Things come and go at the drop of a hat. Today's favorite son at GM could be tomorrow's scape goat. IF sales figures don't line up with projections there's no telling what they'll do. I'll believe a 2007 GTO when I take delivery.

---Larry


----------



## JWC (Jul 28, 2004)

How can we find out the total sales of 2004 GTOs?

I want the GTO to be successful, but I also like the idea of having a fairly limited version, and since the '04 will look (and be) different than the '05, in effect, it will be unique.

I live in the Memphis area, and have only seen two other GTOs on the street.
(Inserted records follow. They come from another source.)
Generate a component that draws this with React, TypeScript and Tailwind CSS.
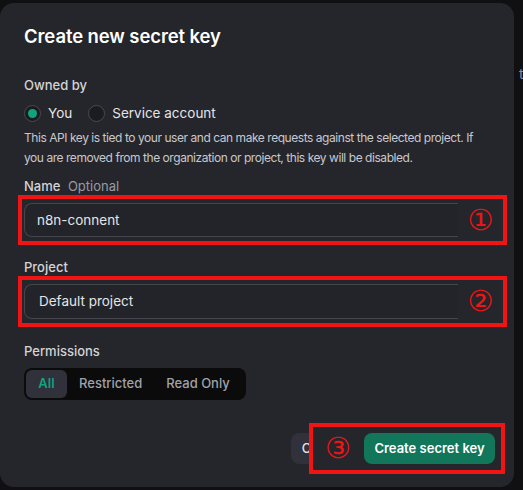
import React from 'react'

const font = { fontFamily: 'Inter, "Noto Sans", sans-serif' }
const digitFont = { fontFamily: '"DejaVu Sans", sans-serif' }

function Radio({ checked }: { checked?: boolean }) {
  return (
    <span className="flex h-[17px] w-[17px] items-center justify-center rounded-full border border-[#4a4b52] bg-[#1b1c20]">
      {checked && <span className="h-[9px] w-[9px] rounded-full bg-[#10a37f]" />}
    </span>
  )
}

function Marked({ n, children }: { n: string; children: React.ReactNode }) {
  return (
    <div className="-ml-[6px] -mr-[17px] flex items-center border-4 border-[#f01414] py-[4px] pl-[2px]">
      <div className="flex-1">{children}</div>
      <span className="flex w-[45px] justify-center text-[29px] leading-none text-[#f01414]" style={digitFont}>
        {n}
      </span>
    </div>
  )
}

export default function App() {
  return (
    <div className="relative h-[490px] w-[523px] overflow-hidden bg-[#101012] text-white" style={font}>
      <span className="absolute left-[519px] top-[63px] text-[14px] text-[#8e8ea0]">t</span>

      <div className="mt-[3px] flex h-[484px] w-[514px] flex-col rounded-[14px] bg-[#25262b] px-6 pt-[21px]">
        <h2 className="text-[18.5px] font-semibold leading-6 tracking-[-0.1px]">Create new secret key</h2>

        {/* Owned by */}
        <div className="mt-[27px] text-[13px] font-medium leading-5 text-[#d4d4d8]">Owned by</div>
        <div className="mt-[8px] flex items-center text-[13.5px] leading-5 text-[#e4e4e7]">
          <Radio checked />
          <span className="ml-[7px] mr-[16px]">You</span>
          <Radio />
          <span className="ml-[7px]">Service account</span>
        </div>
        <p className="mt-[5px] text-[12px] leading-5 tracking-[-0.45px] text-[#c8c8cf]">
          This API key is tied to your user and can make requests against the selected project. If you are removed from the
          organization or project, this key will be disabled.
        </p>

        {/* Name */}
        <div className="mt-[8px] text-[13px] font-medium leading-5 text-[#d4d4d8]">
          Name <span className="ml-1 font-normal text-[#9a9aa3]">Optional</span>
        </div>
        <div className="-mt-[1px]">
          <Marked n="①">
            <div className="flex h-[34px] items-center rounded-l-[8px] border-y border-l border-[#45464d] bg-[#232429] pl-[12px] text-[13.5px] text-[#e4e4e7]">
              n8n-connent
            </div>
          </Marked>
        </div>

        {/* Project */}
        <div className="mt-[12px] text-[13px] font-medium leading-5 text-[#d4d4d8]">Project</div>
        <div className="-mt-[1px]">
          <Marked n="②">
            <div className="flex h-[35px] items-center rounded-l-[8px] border-y border-l border-[#45464d] bg-[#232429] pl-[14px] text-[13.5px] text-[#e4e4e7]">
              Default project
            </div>
          </Marked>
        </div>

        {/* Permissions */}
        <div className="mt-[14px] text-[13px] font-medium leading-5 text-[#d4d4d8]">Permissions</div>
        <div className="mt-[7px] flex w-[222px] items-center rounded-[8px] bg-[#0b0b0c] p-[2px] text-[13px]">
          <span className="flex h-[28px] w-[41px] items-center justify-center rounded-[6px] bg-[#30313a] font-semibold text-[#10a37f]">
            All
          </span>
          <span className="ml-[12px] font-medium text-[#a1a1aa]">Restricted</span>
          <span className="ml-[24px] font-medium text-[#a1a1aa]">Read Only</span>
        </div>

        {/* Footer */}
        <div className="mt-auto mb-[13px] -mr-[15px] flex items-center justify-end">
          <button className="h-[31px] rounded-[8px] bg-[#30313a] px-[11px] text-[13px] font-medium text-[#e4e4e7]">Cancel</button>
          <div className="relative -ml-[47px] flex items-center border-4 border-[#f01414] bg-[#25262b] py-[6px] pl-[12px] pr-[6px]">
            <span className="w-[26px] text-center text-[29px] leading-none text-[#f01414]" style={digitFont}>
              ③
            </span>
            <button className="ml-[13px] h-[31px] w-[131px] rounded-[8px] bg-[#11765a] text-[13px] font-semibold text-white">
              Create secret key
            </button>
          </div>
        </div>
      </div>
    </div>
  )
}
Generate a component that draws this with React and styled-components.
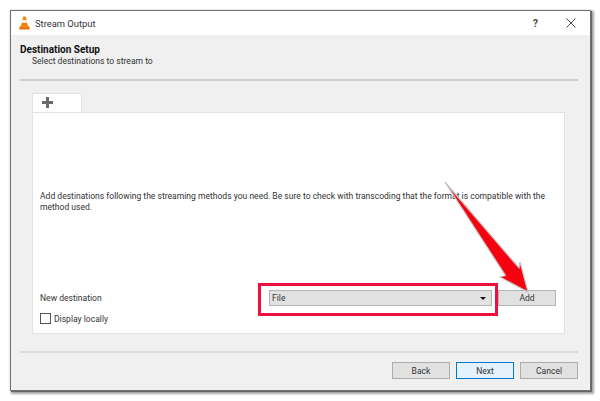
import styled, { createGlobalStyle } from "styled-components";

const GlobalStyle = createGlobalStyle`
  html, body {
    margin: 0;
    padding: 0;
    background: #ffffff;
  }
  body {
    font-family: Roboto, "Liberation Sans", sans-serif;
    font-size: 8.55px;
    color: #2a2a2a;
  }
`;

function VlcCone() {
  return (
    <svg width="11" height="14" viewBox="0 0 11 14">
      <path d="M4.2 0.5h2.6l0.8 3.6H3.4z" fill="#f28a12" />
      <path d="M3.4 4.1h4.2l0.7 3H2.7z" fill="#f4efe8" />
      <path d="M2.7 7.1h5.6l0.8 3.2H1.9z" fill="#f08208" />
      <path d="M0.6 10.3h9.8l0.5 3.2H0.1z" fill="#e8780a" />
    </svg>
  );
}

function Arrow() {
  return (
    <ArrowSvg width="100" height="120" viewBox="0 0 100 120">
      <path
        d="M1 2 L75 88 L76 82 L84 112 L56 97 L61.5 95.5 Z"
        fill="#f7000f"
        stroke="#c4c4c4"
        strokeWidth="1.2"
        strokeLinejoin="miter"
      />
    </ArrowSvg>
  );
}

export default function App() {
  return (
    <Page>
      <GlobalStyle />
      <Dialog>
        <TitleBar>
          <VlcCone />
          <TitleText>Stream Output</TitleText>
          <HelpGlyph>?</HelpGlyph>
          <svg width="10" height="10" viewBox="0 0 10 10">
            <path d="M0.5 0.5L9.5 9.5M9.5 0.5L0.5 9.5" stroke="#333" strokeWidth="0.9" />
          </svg>
        </TitleBar>
        <Body>
          <Heading>Destination Setup</Heading>
          <SubHeading>Select destinations to stream to</SubHeading>
          <Rule />
          <TabStrip>
            <Tab>
              <svg width="11" height="11" viewBox="0 0 11 11">
                <path d="M4 0h3v4h4v3H7v4H4V7H0V4h4z" fill="#6a6a6a" />
              </svg>
            </Tab>
          </TabStrip>
          <Panel>
            <Intro>
              Add destinations following the streaming methods you need. Be sure to check with
              transcoding that the format is compatible with the method used.
            </Intro>
            <DestinationRow>
              <DestinationLabel>New destination</DestinationLabel>
              <HighlightFrame>
                <Combo>
                  <span>File</span>
                  <ComboCaret />
                </Combo>
              </HighlightFrame>
              <AddButton>Add</AddButton>
            </DestinationRow>
            <CheckRow>
              <CheckBox />
              <span>Display locally</span>
            </CheckRow>
          </Panel>
          <Rule $bottom />
          <Footer>
            <WizardButton>Back</WizardButton>
            <WizardButton $primary>Next</WizardButton>
            <WizardButton>Cancel</WizardButton>
          </Footer>
        </Body>
        <Arrow />
      </Dialog>
    </Page>
  );
}

const Page = styled.div`
  width: 600px;
  height: 401px;
  padding: 10px 0 0 10px;
  box-sizing: border-box;
  overflow: hidden;
`;

const Dialog = styled.div`
  position: relative;
  width: 581px;
  height: 381px;
  box-sizing: border-box;
  border: 1px solid #6f6f6f;
  box-shadow: 1px 1px 0 #666, 2px 2px 2px 1px rgba(0, 0, 0, 0.35), 0 0 3px rgba(0, 0, 0, 0.12);
  display: flex;
  flex-direction: column;
  background: #f0f0f0;
`;

const TitleBar = styled.div`
  height: 24px;
  flex: none;
  background: #ffffff;
  display: flex;
  align-items: center;
  padding: 0 14px 0 8px;
`;

const TitleText = styled.div`
  flex: 1;
  margin-left: 5px;
  font-size: 9.4px;
  color: #333;
`;

const HelpGlyph = styled.div`
  margin-right: 28px;
  font-size: 10px;
  font-weight: 700;
  color: #444;
`;

const Body = styled.div`
  flex: 1;
  display: flex;
  flex-direction: column;
  padding: 9px 12px 0 9px;
`;

const Heading = styled.div`
  font-size: 10px;
  font-weight: 700;
  line-height: 12px;
  color: #111;
`;

const SubHeading = styled.div`
  padding-left: 12px;
  line-height: 11px;
  color: #333;
`;

const Rule = styled.div`
  height: 2px;
  flex: none;
  background: ${(p) => (p.$bottom ? "#dcdcdc" : "#cfcfcf")};
  margin-top: ${(p) => (p.$bottom ? "17px" : "12px")};
`;

const TabStrip = styled.div`
  margin: 12px 0 0 12px;
  display: flex;
`;

const Tab = styled.div`
  width: 50px;
  height: 19px;
  background: #fff;
  border: 1px solid #e3e3e3;
  border-bottom: none;
  box-sizing: border-box;
  padding: 3px 0 0 9px;
`;

const Panel = styled.div`
  margin: 0 13px 0 12px;
  height: 222px;
  box-sizing: border-box;
  background: #fff;
  border: 1px solid #e3e3e3;
  padding: 78px 8px 0 7px;
  display: flex;
  flex-direction: column;
`;

const Intro = styled.div`
  line-height: 11px;
  height: 22px;
  color: #333;
`;

const DestinationRow = styled.div`
  margin-top: 70px;
  display: flex;
  align-items: flex-start;
`;

const DestinationLabel = styled.div`
  width: 218px;
  margin-top: 10px;
  line-height: 11px;
  color: #333;
`;

const HighlightFrame = styled.div`
  width: 240px;
  height: 33px;
  box-sizing: border-box;
  border: 3px solid #ee0f3c;
  padding: 4px 3px 0 8px;
`;

const Combo = styled.div`
  height: 16px;
  box-sizing: border-box;
  background: #e2e2e2;
  border: 1px solid #b4b4b4;
  display: flex;
  align-items: center;
  justify-content: space-between;
  padding: 0 5px 0 2px;
  color: #333;
`;

const ComboCaret = styled.div`
  width: 0;
  height: 0;
  border-left: 3px solid transparent;
  border-right: 3px solid transparent;
  border-top: 3px solid #111;
`;

const AddButton = styled.div`
  width: 58px;
  height: 16px;
  margin-top: 7px;
  box-sizing: border-box;
  background: #e1e1e1;
  border: 1px solid #b4b4b4;
  display: flex;
  align-items: center;
  justify-content: center;
  color: #333;
`;

const CheckRow = styled.div`
  margin-top: -3px;
  display: flex;
  align-items: center;
  gap: 3px;
  color: #333;
`;

const CheckBox = styled.div`
  width: 9px;
  height: 9px;
  border: 1px solid #555;
  background: #fff;
`;

const Footer = styled.div`
  display: flex;
  justify-content: flex-end;
  gap: 6px;
  margin-top: 9px;
`;

const WizardButton = styled.div`
  width: 58px;
  height: 17px;
  box-sizing: border-box;
  display: flex;
  align-items: center;
  justify-content: center;
  color: #333;
  background: ${(p) => (p.$primary ? "#e5f1fb" : "#e1e1e1")};
  border: 1px solid ${(p) => (p.$primary ? "#0078d7" : "#adadad")};
`;

const ArrowSvg = styled.svg`
  position: absolute;
  left: 433px;
  top: 169px;
  pointer-events: none;
`;
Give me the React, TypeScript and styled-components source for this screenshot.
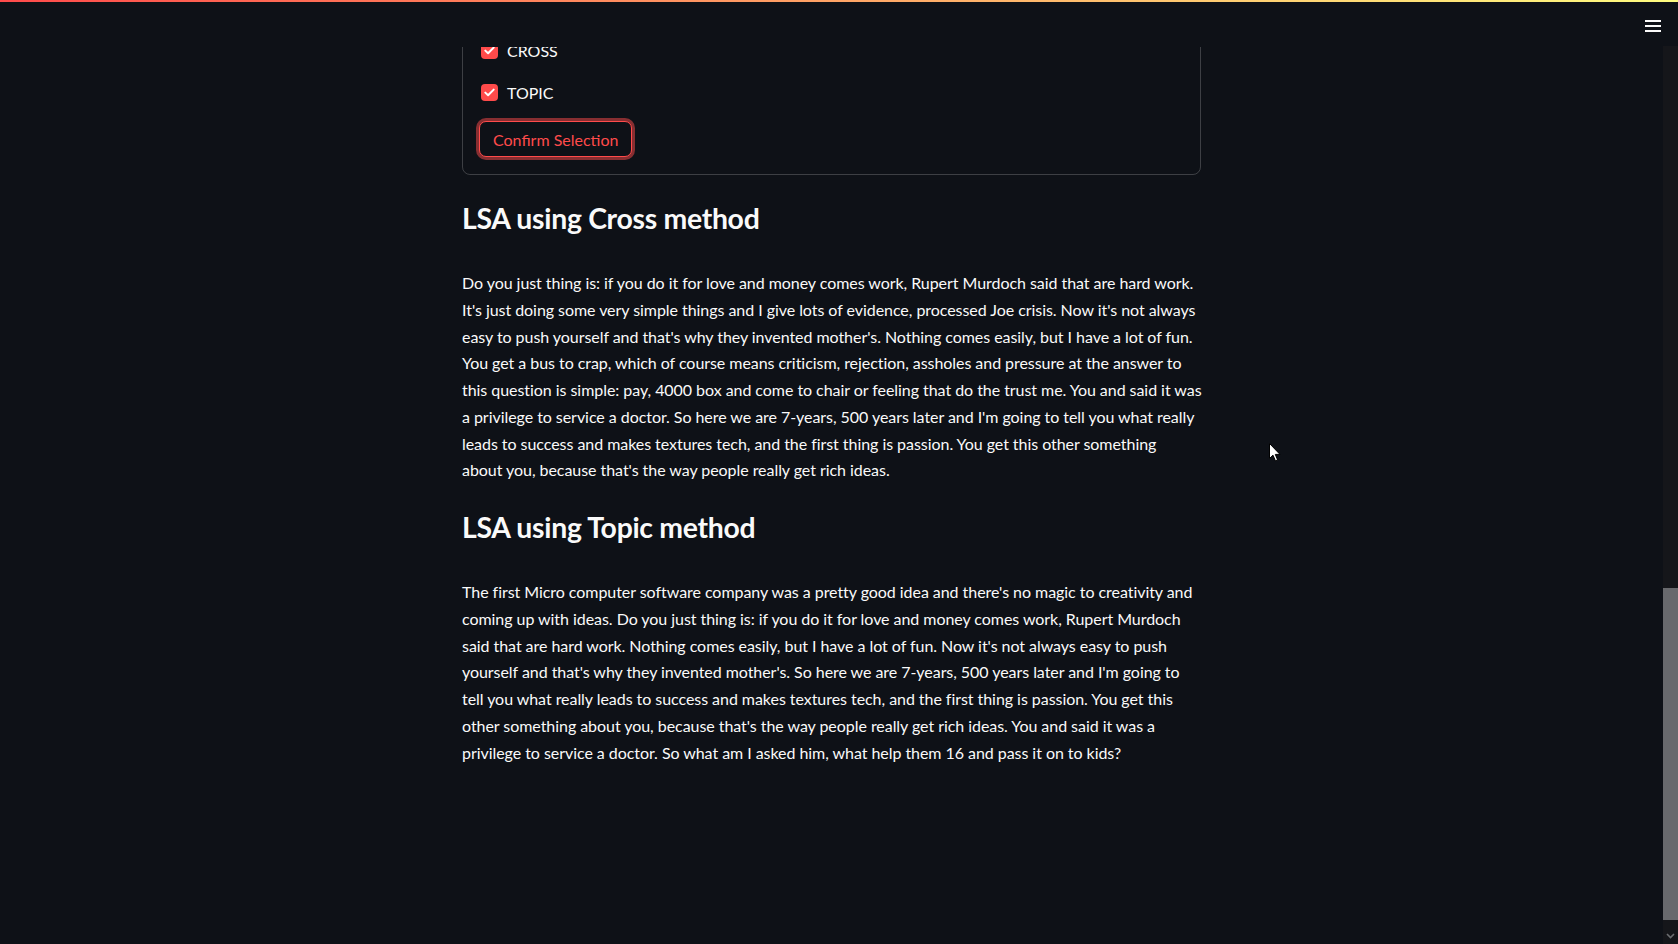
import React from "react";
import styled, { createGlobalStyle } from "styled-components";

const GlobalStyle = createGlobalStyle`
  html, body {
    margin: 0;
    padding: 0;
    background: #0e1117;
    overflow: hidden;
  }
  body {
    font-family: Lato, "Noto Sans", sans-serif;
    color: #fafafa;
    -webkit-font-smoothing: antialiased;
  }
`;

const Page = styled.div`
  position: relative;
  height: 944px;
  padding-right: 15px;
  box-sizing: border-box;
  overflow: hidden;
`;

const Header = styled.header`
  position: relative;
  height: 47px;
  display: flex;
  align-items: center;
  justify-content: flex-end;
  padding-right: 2px;
  background: #0e1117;

  &::before {
    content: "";
    position: absolute;
    top: 0;
    left: 0;
    right: -15px;
    height: 2px;
    background: linear-gradient(90deg, #ff4b4b, #fffd80);
  }
`;

const MenuButton = styled.button`
  width: 16px;
  height: 32px;
  display: flex;
  align-items: center;
  justify-content: center;
  background: none;
  border: none;
  padding: 0;
  margin-top: 4px;
  color: #fafafa;
`;

const Main = styled.main`
  width: 739px;
  margin: 0 auto;
`;

// the form is scrolled partly under the header
const Clip = styled.div`
  overflow: hidden;
`;

const Form = styled.div`
  margin-top: -19px;
  border: 1px solid rgba(250, 250, 250, 0.2);
  border-radius: 8px;
  padding: 0 16px 17px 16px;
`;

const CheckRow = styled.label`
  height: 42px;
  display: flex;
  align-items: center;
  gap: 9px;
  padding-left: 2px;
  font-size: 16px;
  color: #fafafa;
`;

const Box = styled.span`
  width: 17px;
  height: 17px;
  border-radius: 4px;
  background: #ff4b4b;
  display: flex;
  align-items: center;
  justify-content: center;
`;

const ConfirmButton = styled.button`
  margin-top: 8px;
  height: 36px;
  padding: 0 13px;
  border: 1px solid #ff4b4b;
  border-radius: 7px;
  background: #0e1117;
  color: #ff4b4b;
  font-family: Lato, "Noto Sans", sans-serif;
  font-size: 16px;
  box-shadow: 0 0 0 3px rgba(255, 75, 75, 0.5);
`;

const Heading = styled.h3<{ $top: number }>`
  margin: ${({ $top }) => $top}px 0 0;
  font-size: 28.4px;
  line-height: 36px;
  font-weight: 700;
  letter-spacing: -0.3px;
  color: #fafafa;
`;

const Paragraph = styled.p<{ $top: number }>`
  margin: ${({ $top }) => $top}px 0 0;
  font-size: 16px;
  line-height: 26.75px;
  letter-spacing: -0.05px;
  color: #fafafa;
`;

const Line = styled.span`
  display: block;
  white-space: nowrap;
`;

const Scrollbar = styled.div`
  position: absolute;
  top: 46px;
  right: 0;
  bottom: 0;
  width: 15px;
  background: #15161a;
`;

const Thumb = styled.div`
  position: absolute;
  top: 542px;
  left: 0;
  width: 15px;
  height: 332px;
  background: #68696d;
`;

const ArrowDown = styled.div`
  position: absolute;
  bottom: 2px;
  left: 0;
  width: 15px;
  height: 12px;
  display: flex;
  align-items: center;
  justify-content: center;
`;

const Cursor = styled.svg`
  position: absolute;
  left: 1269px;
  top: 443px;
`;

const cross = [
  "Do you just thing is: if you do it for love and money comes work, Rupert Murdoch said that are hard work.",
  "It's just doing some very simple things and I give lots of evidence, processed Joe crisis. Now it's not always",
  "easy to push yourself and that's why they invented mother's. Nothing comes easily, but I have a lot of fun.",
  "You get a bus to crap, which of course means criticism, rejection, assholes and pressure at the answer to",
  "this question is simple: pay, 4000 box and come to chair or feeling that do the trust me. You and said it was",
  "a privilege to service a doctor. So here we are 7-years, 500 years later and I'm going to tell you what really",
  "leads to success and makes textures tech, and the first thing is passion. You get this other something",
  "about you, because that's the way people really get rich ideas.",
];

const topic = [
  "The first Micro computer software company was a pretty good idea and there's no magic to creativity and",
  "coming up with ideas. Do you just thing is: if you do it for love and money comes work, Rupert Murdoch",
  "said that are hard work. Nothing comes easily, but I have a lot of fun. Now it's not always easy to push",
  "yourself and that's why they invented mother's. So here we are 7-years, 500 years later and I'm going to",
  "tell you what really leads to success and makes textures tech, and the first thing is passion. You get this",
  "other something about you, because that's the way people really get rich ideas. You and said it was a",
  "privilege to service a doctor. So what am I asked him, what help them 16 and pass it on to kids?",
];

const Check = () => (
  <Box>
    <svg width="11" height="9" viewBox="0 0 11 9">
      <path d="M1.3 4.6 L4.1 7.3 L9.7 1.6" fill="none" stroke="#fff" strokeWidth="2" strokeLinecap="round" strokeLinejoin="round" />
    </svg>
  </Box>
);

const App: React.FC = () => (
  <Page>
    <GlobalStyle />
    <Header>
      <MenuButton aria-label="menu">
        <svg width="16" height="12" viewBox="0 0 16 12">
          <rect x="0" y="0" width="16" height="2" fill="#fafafa" />
          <rect x="0" y="5" width="16" height="2" fill="#fafafa" />
          <rect x="0" y="10" width="16" height="2" fill="#fafafa" />
        </svg>
      </MenuButton>
    </Header>

    <Main>
      <Clip>
        <Form>
          <CheckRow>
            <Check />
            CROSS
          </CheckRow>
          <CheckRow>
            <Check />
            TOPIC
          </CheckRow>
          <ConfirmButton>Confirm Selection</ConfirmButton>
        </Form>
      </Clip>

      <Heading $top={25}>LSA using Cross method</Heading>
      <Paragraph $top={34}>
        {cross.map((l, i) => (
          <Line key={i}>{l}</Line>
        ))}
      </Paragraph>

      <Heading $top={25}>LSA using Topic method</Heading>
      <Paragraph $top={34}>
        {topic.map((l, i) => (
          <Line key={i}>{l}</Line>
        ))}
      </Paragraph>
    </Main>

    <Scrollbar>
      <Thumb />
      <ArrowDown>
        <svg width="9" height="6" viewBox="0 0 9 6">
          <path d="M1 1 L4.5 4.5 L8 1" fill="none" stroke="#6b6d70" strokeWidth="1.6" />
        </svg>
      </ArrowDown>
    </Scrollbar>

    <Cursor width="12" height="19" viewBox="0 0 12 19">
      <path d="M0.5 0.5 L0.5 15.5 L4 12.2 L6.4 17.8 L8.6 16.9 L6.3 11.4 L11 11.4 Z" fill="#fff" stroke="#000" strokeWidth="1" />
    </Cursor>
  </Page>
);

export default App;
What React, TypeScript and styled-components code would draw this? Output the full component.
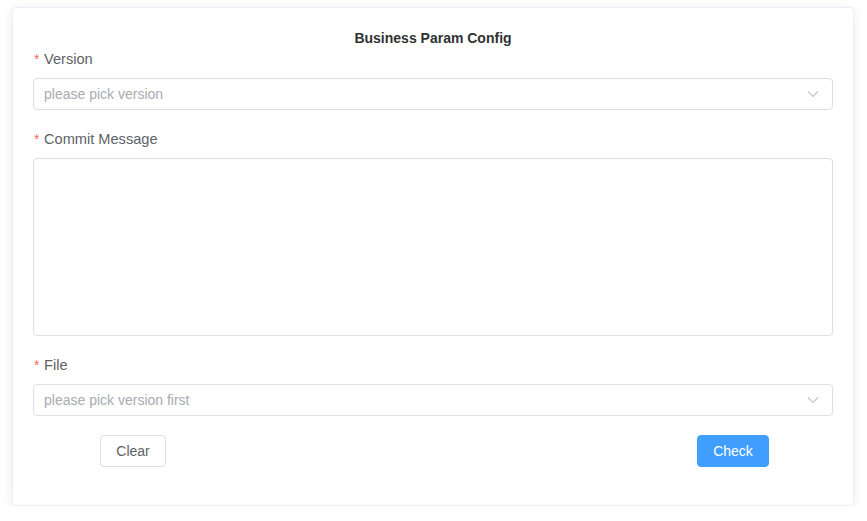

I enjoy driving the GTO, but only do so on weekends. I plan to keep it for years to come.


----------



## westell (Oct 4, 2004)

EdwardC said:


> Don't get me wrong, I will purchase a '05 GTO. However, it seems to me that Pontiac has made a monumental blunder in it pitiful attempts to advertise the GTO and overpricing the car once it was introduced with relatively bland styling.
> 
> Despite that, no car maker will continue to market a vehicle that does not turn a profit in a short time-frame. GM is notorious for pulling the plug early on models that don't sell.


You're right about "marketing" Almost zero on marketing on Fbody's = Camaros & Firebirds, but they continued to make them for several years after "quitting" on serious marketing.

Now, how do you consider the GTO being overpriced ?

Look at any manufacturer producing a V8, rwd coupe and cost thereof.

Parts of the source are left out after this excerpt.